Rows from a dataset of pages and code
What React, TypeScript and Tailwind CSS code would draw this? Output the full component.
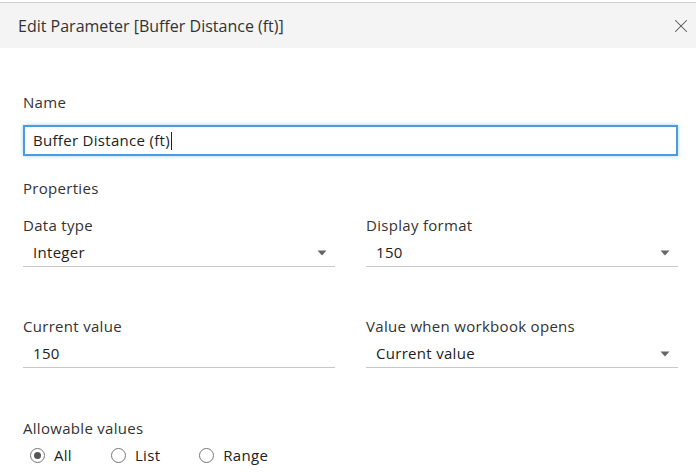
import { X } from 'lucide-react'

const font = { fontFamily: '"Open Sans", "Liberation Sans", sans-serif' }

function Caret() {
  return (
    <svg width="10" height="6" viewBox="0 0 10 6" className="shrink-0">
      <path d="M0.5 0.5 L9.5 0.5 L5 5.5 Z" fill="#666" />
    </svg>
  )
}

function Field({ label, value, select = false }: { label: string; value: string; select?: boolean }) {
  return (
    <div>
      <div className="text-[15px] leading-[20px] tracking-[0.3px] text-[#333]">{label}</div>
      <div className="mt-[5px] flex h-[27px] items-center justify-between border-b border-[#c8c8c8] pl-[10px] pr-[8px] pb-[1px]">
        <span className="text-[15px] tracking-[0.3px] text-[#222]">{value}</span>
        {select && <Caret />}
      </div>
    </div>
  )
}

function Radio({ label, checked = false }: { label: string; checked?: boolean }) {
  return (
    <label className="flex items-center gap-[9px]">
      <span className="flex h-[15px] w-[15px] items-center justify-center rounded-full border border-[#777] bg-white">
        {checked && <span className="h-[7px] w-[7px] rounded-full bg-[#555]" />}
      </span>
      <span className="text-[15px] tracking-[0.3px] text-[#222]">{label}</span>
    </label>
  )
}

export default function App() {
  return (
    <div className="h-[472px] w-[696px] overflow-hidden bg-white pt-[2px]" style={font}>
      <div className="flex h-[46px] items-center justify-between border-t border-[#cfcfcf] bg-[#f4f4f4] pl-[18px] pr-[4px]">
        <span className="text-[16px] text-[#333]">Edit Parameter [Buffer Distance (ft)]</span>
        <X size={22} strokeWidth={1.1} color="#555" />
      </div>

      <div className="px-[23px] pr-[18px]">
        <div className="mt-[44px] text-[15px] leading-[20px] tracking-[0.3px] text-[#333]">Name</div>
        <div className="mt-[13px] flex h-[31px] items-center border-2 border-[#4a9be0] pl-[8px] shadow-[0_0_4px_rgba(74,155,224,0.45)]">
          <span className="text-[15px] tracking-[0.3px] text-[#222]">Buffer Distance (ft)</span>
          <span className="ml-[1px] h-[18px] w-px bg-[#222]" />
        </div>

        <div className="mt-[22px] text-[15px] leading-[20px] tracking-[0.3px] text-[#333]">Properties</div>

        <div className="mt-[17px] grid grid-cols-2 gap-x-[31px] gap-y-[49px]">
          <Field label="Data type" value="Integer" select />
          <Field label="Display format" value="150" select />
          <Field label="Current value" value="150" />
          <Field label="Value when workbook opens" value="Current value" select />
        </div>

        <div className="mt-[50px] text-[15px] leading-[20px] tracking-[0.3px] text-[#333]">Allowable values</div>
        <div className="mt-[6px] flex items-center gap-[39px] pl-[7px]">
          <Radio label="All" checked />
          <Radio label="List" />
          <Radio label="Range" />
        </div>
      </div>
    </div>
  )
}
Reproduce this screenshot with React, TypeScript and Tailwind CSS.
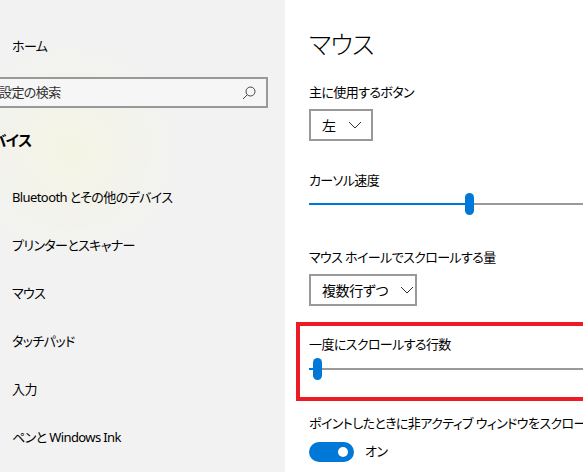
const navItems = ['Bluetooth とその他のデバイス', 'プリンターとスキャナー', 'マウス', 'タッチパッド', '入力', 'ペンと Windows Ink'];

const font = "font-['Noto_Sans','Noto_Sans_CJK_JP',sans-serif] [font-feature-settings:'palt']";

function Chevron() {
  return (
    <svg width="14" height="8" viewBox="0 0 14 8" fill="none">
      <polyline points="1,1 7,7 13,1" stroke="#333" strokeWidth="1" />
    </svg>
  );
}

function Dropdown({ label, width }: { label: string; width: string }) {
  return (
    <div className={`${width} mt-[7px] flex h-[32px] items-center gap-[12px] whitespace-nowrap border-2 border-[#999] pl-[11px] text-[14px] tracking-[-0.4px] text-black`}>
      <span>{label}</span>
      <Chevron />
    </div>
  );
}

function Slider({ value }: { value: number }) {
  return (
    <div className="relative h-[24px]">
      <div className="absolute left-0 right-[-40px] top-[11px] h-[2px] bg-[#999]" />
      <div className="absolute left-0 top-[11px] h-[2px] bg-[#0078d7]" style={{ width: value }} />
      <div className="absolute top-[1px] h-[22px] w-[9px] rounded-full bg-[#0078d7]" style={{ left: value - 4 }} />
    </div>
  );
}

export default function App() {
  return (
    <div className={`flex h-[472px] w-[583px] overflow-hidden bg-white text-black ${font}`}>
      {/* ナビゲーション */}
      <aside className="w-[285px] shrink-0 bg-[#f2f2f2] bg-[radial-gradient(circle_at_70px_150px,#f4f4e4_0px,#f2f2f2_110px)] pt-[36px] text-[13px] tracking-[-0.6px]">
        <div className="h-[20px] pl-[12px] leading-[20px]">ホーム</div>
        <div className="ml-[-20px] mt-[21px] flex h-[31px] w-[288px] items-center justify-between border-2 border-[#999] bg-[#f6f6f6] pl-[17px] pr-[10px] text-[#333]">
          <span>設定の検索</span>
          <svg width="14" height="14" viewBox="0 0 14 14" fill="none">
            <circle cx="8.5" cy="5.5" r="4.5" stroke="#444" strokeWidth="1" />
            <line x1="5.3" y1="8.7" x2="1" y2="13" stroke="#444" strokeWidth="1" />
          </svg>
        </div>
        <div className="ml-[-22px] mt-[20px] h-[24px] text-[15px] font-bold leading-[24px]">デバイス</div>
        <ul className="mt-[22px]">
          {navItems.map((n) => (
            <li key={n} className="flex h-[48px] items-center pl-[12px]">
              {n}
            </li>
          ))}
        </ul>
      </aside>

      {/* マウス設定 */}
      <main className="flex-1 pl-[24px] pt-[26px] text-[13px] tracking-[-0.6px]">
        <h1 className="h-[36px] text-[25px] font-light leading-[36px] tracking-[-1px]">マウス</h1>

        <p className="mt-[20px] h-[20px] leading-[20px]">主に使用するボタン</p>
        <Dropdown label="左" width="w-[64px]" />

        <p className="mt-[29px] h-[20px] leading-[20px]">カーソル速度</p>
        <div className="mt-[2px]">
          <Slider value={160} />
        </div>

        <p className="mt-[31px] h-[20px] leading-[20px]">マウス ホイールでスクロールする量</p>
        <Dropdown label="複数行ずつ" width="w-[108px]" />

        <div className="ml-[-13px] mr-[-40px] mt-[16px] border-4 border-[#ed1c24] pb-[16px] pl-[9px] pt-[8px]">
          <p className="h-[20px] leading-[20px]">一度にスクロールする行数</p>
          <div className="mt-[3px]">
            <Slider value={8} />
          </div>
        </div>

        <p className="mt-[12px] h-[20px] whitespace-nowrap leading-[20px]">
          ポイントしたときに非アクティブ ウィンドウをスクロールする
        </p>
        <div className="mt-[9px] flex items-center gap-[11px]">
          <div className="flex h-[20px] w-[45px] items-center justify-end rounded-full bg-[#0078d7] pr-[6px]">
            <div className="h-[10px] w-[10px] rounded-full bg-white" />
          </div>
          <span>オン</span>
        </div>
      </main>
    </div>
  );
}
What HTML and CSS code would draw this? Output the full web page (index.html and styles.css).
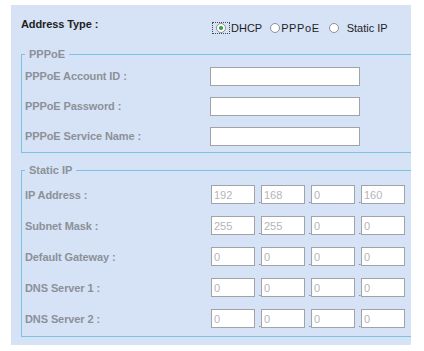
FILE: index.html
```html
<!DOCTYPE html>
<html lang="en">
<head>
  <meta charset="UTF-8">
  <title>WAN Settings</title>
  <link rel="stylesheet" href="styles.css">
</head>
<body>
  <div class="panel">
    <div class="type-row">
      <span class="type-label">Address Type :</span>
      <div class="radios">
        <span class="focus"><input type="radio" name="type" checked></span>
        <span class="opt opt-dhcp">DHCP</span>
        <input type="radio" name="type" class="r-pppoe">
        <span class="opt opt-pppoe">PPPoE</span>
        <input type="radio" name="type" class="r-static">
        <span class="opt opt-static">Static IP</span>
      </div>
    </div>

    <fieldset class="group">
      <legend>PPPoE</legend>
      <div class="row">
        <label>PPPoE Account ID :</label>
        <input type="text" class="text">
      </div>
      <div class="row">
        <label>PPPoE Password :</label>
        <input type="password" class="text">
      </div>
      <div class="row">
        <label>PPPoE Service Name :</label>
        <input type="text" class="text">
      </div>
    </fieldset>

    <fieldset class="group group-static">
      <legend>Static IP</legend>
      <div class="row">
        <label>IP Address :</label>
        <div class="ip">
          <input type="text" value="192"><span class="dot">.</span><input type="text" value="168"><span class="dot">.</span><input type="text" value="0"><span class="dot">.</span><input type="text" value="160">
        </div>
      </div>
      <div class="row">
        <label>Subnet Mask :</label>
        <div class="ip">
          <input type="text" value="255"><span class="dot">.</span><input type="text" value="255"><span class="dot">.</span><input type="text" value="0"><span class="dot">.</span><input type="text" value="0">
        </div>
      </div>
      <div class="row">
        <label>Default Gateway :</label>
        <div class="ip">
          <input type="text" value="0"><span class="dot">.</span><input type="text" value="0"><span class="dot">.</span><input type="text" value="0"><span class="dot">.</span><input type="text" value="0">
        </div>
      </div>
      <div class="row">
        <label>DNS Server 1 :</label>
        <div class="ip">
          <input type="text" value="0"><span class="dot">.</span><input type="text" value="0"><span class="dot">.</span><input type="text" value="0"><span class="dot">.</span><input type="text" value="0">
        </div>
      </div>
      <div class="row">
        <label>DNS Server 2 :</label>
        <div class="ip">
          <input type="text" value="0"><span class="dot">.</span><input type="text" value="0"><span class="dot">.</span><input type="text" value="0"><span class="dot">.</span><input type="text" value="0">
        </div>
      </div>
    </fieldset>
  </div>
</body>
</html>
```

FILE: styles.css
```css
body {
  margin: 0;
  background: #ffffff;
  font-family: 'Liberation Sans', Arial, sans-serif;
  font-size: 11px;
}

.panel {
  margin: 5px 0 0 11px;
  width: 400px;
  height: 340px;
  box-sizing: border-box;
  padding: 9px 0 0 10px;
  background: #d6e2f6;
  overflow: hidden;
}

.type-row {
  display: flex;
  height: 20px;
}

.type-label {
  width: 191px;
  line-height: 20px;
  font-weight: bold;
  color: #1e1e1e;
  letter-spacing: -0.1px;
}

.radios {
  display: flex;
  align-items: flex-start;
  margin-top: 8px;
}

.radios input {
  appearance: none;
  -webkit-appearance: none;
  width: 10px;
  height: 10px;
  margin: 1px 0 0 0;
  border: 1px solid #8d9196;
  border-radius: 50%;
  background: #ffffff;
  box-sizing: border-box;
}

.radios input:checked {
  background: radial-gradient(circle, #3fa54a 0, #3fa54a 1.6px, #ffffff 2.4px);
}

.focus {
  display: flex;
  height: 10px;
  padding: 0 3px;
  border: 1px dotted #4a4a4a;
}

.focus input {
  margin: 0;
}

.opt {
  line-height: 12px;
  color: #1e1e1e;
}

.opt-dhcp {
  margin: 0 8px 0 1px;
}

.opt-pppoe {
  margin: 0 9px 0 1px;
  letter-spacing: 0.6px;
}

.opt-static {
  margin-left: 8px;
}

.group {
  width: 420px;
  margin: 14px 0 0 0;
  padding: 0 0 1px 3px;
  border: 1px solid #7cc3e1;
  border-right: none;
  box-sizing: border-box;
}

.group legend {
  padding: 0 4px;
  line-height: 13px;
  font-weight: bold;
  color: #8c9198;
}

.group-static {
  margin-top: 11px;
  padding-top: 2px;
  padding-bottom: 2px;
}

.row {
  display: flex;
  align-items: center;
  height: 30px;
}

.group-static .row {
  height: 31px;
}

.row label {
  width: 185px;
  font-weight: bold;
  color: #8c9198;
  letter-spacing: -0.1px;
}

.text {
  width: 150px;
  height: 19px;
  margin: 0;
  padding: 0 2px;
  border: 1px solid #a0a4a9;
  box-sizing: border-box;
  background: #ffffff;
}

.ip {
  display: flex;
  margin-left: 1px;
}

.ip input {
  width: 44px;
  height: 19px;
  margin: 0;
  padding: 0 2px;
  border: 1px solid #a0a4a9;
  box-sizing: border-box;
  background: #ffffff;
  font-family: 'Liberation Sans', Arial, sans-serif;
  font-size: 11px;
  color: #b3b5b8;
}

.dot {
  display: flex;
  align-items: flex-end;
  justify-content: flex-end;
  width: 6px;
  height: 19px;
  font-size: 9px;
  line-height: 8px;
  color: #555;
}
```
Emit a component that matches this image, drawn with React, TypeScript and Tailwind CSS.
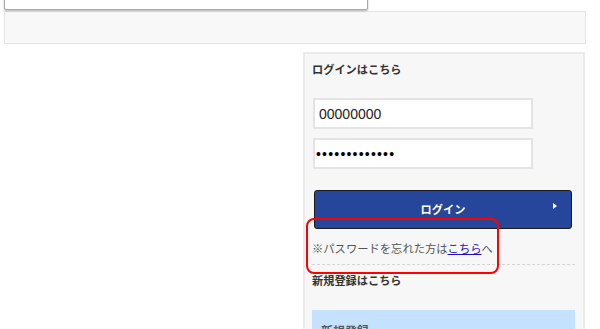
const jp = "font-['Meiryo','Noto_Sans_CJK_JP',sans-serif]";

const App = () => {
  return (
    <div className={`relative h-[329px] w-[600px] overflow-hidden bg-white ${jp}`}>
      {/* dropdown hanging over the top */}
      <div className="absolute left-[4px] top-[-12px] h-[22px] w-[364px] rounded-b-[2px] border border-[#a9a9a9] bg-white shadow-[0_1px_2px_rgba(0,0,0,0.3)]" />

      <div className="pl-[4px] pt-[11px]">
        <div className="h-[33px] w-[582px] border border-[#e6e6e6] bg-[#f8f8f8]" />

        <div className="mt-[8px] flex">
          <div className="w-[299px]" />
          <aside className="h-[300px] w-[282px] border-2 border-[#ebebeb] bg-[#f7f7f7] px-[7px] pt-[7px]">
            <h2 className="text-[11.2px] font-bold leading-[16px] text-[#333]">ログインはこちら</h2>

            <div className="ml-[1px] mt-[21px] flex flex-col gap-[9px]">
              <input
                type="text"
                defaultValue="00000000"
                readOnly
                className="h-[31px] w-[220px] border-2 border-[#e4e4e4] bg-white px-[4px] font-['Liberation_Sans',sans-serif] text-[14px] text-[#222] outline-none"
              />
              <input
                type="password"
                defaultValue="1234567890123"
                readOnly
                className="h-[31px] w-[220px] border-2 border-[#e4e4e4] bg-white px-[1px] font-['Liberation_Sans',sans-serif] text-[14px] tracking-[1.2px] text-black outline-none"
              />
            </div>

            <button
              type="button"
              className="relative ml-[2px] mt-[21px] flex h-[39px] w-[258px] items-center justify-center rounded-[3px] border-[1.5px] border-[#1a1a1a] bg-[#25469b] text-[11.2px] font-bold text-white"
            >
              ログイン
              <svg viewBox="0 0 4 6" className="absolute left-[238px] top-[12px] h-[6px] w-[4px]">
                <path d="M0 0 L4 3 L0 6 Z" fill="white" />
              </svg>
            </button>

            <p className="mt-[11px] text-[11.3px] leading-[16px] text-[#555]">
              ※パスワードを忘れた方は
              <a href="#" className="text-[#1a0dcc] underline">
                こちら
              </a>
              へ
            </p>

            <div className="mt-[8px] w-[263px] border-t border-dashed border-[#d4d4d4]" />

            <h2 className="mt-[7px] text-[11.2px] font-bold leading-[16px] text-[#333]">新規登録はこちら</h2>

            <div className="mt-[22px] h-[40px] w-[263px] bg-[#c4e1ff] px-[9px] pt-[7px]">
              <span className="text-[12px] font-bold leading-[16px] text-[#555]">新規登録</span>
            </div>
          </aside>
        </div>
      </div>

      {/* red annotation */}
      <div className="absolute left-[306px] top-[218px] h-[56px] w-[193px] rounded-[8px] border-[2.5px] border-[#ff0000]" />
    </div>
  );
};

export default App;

### Set exercise
Scan the data for the word "component" and copy every line where it shows up.

### Final result
What React, TypeScript and Tailwind CSS code would draw this? Output the full component.
Emit a component that matches this image, drawn with React, TypeScript and Tailwind CSS.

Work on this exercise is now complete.